Emily would not say it. Could not say it. She could not manage the word.

‘Ye can tell me. Dere's no shame in dat. Dey're all no crazier den us.' With that, the old woman gave a peculiar giggle. ‘Tell us, g'wan. I wun't tell no liv'n' soul.'

‘My father,' Emily quietly admitted, tears of confession warming her eyes.

‘T'ought so,' said the old woman. ‘Ye got dat look about ye o' a fadderless child. Come on,' the old woman encouraged, taking hold of Emily's arm and pulling her along, only to stop dead in her tracks almost at once. With mouth agape, as though a realization had reared up to challenge her, she spun to contemplate Emily's face. ‘Ye sure ye've not got a room booked in dere fer yerself?' she asked with an overly concerned face that soon rounded out with impish laughter. Practically toothless was her grin, widely uncovering bald, gleaming gums.

Watching the old woman's expression, Emily found herself perplexed and then disburdened by a quick smile. However, any relief that she felt was short-lived, for treading toward the steps of the asylum, her knees began to tremble. She shifted her case from one hand to the other, yet this did nothing to vary her body's state of anxiety.

 

One of the women in uniform announced to Alan Duncan that a visitor was waiting outside the door. In a reasonable tone, indicative of her calling, the nurse assured him that the visitor was a woman, his daughter. Emily was her name, and she would cause him no harm.

‘Yes,' he muttered. ‘I know.' Although he did not know. Not exactly.

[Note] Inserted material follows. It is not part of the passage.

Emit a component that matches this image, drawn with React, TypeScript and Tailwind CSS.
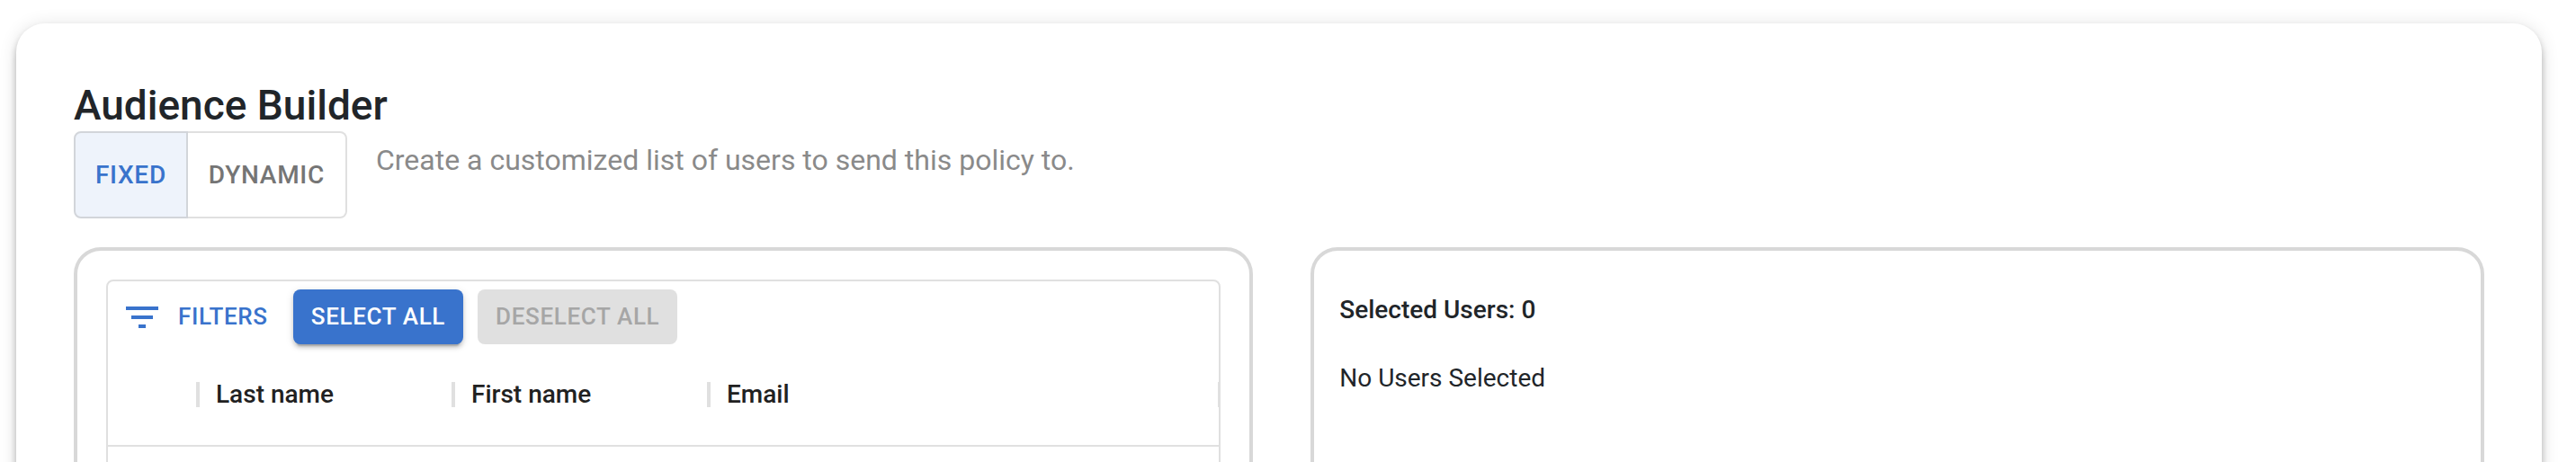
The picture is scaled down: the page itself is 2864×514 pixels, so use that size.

The visitor, the woman, entered the room with a case in her hand.

Alan Duncan had been expecting a child. Hopefully, he had been expecting. His cheerless eyes searched the woman's face until he found the inklings of a more youthful being. Younger than him, that was all. There was little left of her, but he was able to reconcile himself with the few collected traces.

‘Emily,' he said, desiring to know her more than his dwindled sense of recognition allowed. That name on his tongue. It came of its own volition. It was an intrigue. He was about to ask:
Did they take you?
but could not bring himself to do so.